唯一、フロアにはドアが有ったが、土砂崩れの影響かドアが全く開かないので無視。
また、床がこれも土砂崩れの影響なのか、盛り上がっていたり陥没していたりして、
とても真っ直ぐは進めない。

続いて玄関まで戻り、2階へ上がる階段を登った。
折り返しの階段となっており、登り切ると宿直室と思われる2段ベットが1つほど置いてあった。
他の部屋はコンクリートむき出しだったのに、この部屋だけは床が木だった。

更に前に進む。

532 名前:あなたのうしろに名無しさんが・・・ 投稿日:2001/04/26(木) 16:53
>>531続き

が、この2階は1階よりも床の状態が悪く、とても真っ直ぐは進めない。
床の状態が平らなコンクリートを選んで、進む事になる。

大きなフロアを通過中、先ほどの臭いが段々酷くなってきた…。
つーか、なんだこの臭い…。
あまりの臭いの強烈さに頭痛と吐き気がしてくる…。

便所の臭いじゃなかったのか?
もう、今までに体験したことのない「臭い」と言うより「悪臭」に鼻がどうにかなりそうだ…。

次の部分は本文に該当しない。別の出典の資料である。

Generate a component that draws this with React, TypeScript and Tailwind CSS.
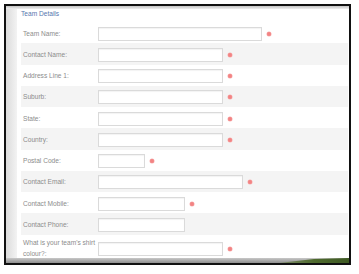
import React from "react";

interface Field {
  label: React.ReactNode;
  width: string;
  required: boolean;
}

const fields: Field[] = [
  { label: "Team Name:", width: "w-[164px]", required: true },
  { label: "Contact Name:", width: "w-[125px]", required: true },
  { label: "Address Line 1:", width: "w-[125px]", required: true },
  { label: "Suburb:", width: "w-[125px]", required: true },
  { label: "State:", width: "w-[125px]", required: true },
  { label: "Country:", width: "w-[125px]", required: true },
  { label: "Postal Code:", width: "w-[47px]", required: true },
  { label: "Contact Email:", width: "w-[145px]", required: true },
  { label: "Contact Mobile:", width: "w-[87px]", required: true },
  { label: "Contact Phone:", width: "w-[87px]", required: false },
];

const Dot = ({ className = "" }: { className?: string }) => (
  <span
    className={`ml-[5px] w-[4px] h-[4px] rounded-full bg-[#f28383] shadow-[0_0_0_0.5px_#f7b0b0] ${className}`}
  />
);

const Row = ({ field, shaded }: { field: Field; shaded: boolean }) => (
  <div
    className={`h-[21.25px] flex items-center pt-[2px] pl-[2px] ${
      shaded ? "bg-[#f4f4f4]" : "bg-white"
    }`}
  >
    <label className="w-[75px] text-[6.6px] leading-[10px] text-[#8c8c8c]">
      {field.label}
    </label>
    <input
      type="text"
      className={`${field.width} h-[14px] bg-white border border-[#dadada] shadow-[inset_0_1px_1px_rgba(0,0,0,0.05)] outline-none`}
    />
    {field.required && <Dot />}
  </div>
);

export default function App() {
  return (
    <div className="w-[359px] h-[274px] bg-white overflow-hidden pt-[4px] pl-[4px] font-['Liberation_Sans',Arial,sans-serif]">
      <div className="w-[347px] h-[261px] border-2 border-[#111] flex flex-col">
        {/* top shadow */}
        <div className="h-[3px] bg-gradient-to-b from-[#c4c4c4] to-[#efefef]" />
        <div className="flex-1 flex min-h-0">
          <div className="w-[11px] bg-gradient-to-r from-[#dcdcdc] to-[#f3f3f3]" />
          <div className="flex-1 flex flex-col min-h-0 bg-white pl-[4px] pr-[1px]">
            <div className="h-[13px] flex items-end pb-[3px] text-[6.6px] text-[#5676ae]">
              Team Details
            </div>
            <div className="flex-1 overflow-hidden">
              {fields.map((f, i) => (
                <Row key={i} field={f} shaded={i % 2 === 1} />
              ))}
              <div className="flex items-start pt-[3.5px] pl-[2px] bg-white">
                <label className="w-[75px] text-[6.6px] leading-[10.5px] text-[#8c8c8c]">
                  What is your team's shirt
                  <br />
                  colour?:
                </label>
                <input
                  type="text"
                  className="mt-[4px] w-[125px] h-[14px] bg-white border border-[#dadada] shadow-[inset_0_1px_1px_rgba(0,0,0,0.05)] outline-none"
                />
                <Dot className="mt-[9px]" />
              </div>
            </div>
          </div>
        </div>
        {/* bottom shadow with background peeking through */}
        <div className="h-[5px] relative bg-gradient-to-b from-[#c8c8c8] to-[#8f8f8f]">
          <svg
            className="absolute right-0 top-0"
            width="70"
            height="5"
            viewBox="0 0 70 5"
            preserveAspectRatio="none"
          >
            <defs>
              <linearGradient id="grass" x1="0" y1="0" x2="1" y2="0">
                <stop offset="0" stopColor="#7d8a6a" />
                <stop offset="0.5" stopColor="#4f6b2e" />
                <stop offset="1" stopColor="#3f5a24" />
              </linearGradient>
            </defs>
            <polygon points="0,5 35,1 70,0 70,5" fill="url(#grass)" />
          </svg>
        </div>
      </div>
    </div>
  );
}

そして、いよいよフックが天井にあって、首吊り自殺が頻繁にあるとか有名の部屋へ…。

あー、分かった。
つーか、臭いの正体。
だってさ、人死んでんじゃん。
白色のダウンジャケットなんて着てるから黄ばみって言うか、何かヘンテコなのしみ出ているから
白って言うかクリーム色って言うか、ある種、迷彩服じゃん。
それにさ、ブラブラしている下には何か変なのあるし。
足から、汁みたいなの滴ってるし。

髪の毛長いって事は、女の人?
顔見たいけど、垂れ下がっててサッパリわかんねーよ。
人間て、こんなにクビ長いっけか?

つーか、懐中電灯持ってる自分もそろそろ手、震えているし。
そろそろ、引き上げ時か?

…等と、冷静ではいられず、大声で叫びながら本気で逃げた。
崖とか気にせず、ほんとは鉄塔の方も見たかったけど、そんな余裕無しでした。
本気で逃げるともうみんな、車の中でガタガタ震えていた。

今まで、本物死体なんて見たこと無かったから、多分俺は本気で震えていたと思う。

急いで、車を飛ばしてそこらの警察に行きたかったけど、地理感覚がないので、
地元まで帰って、地元の警察に事情を説明した。
なんか、色々聞かれて、バリケードの事とかコッテリ怒られた。

結局帰宅したのは、午前4時半頃。
家について、シャワーを浴びたが、どうもあの臭いが鼻から取れなくて、
何度も自分の体洗った。

でも、臭いはまだ鼻に残っていた。
臭いと共に、あの女の人がぶら下がっている情景が出てきて、酒によっても居ないのに、吐いた。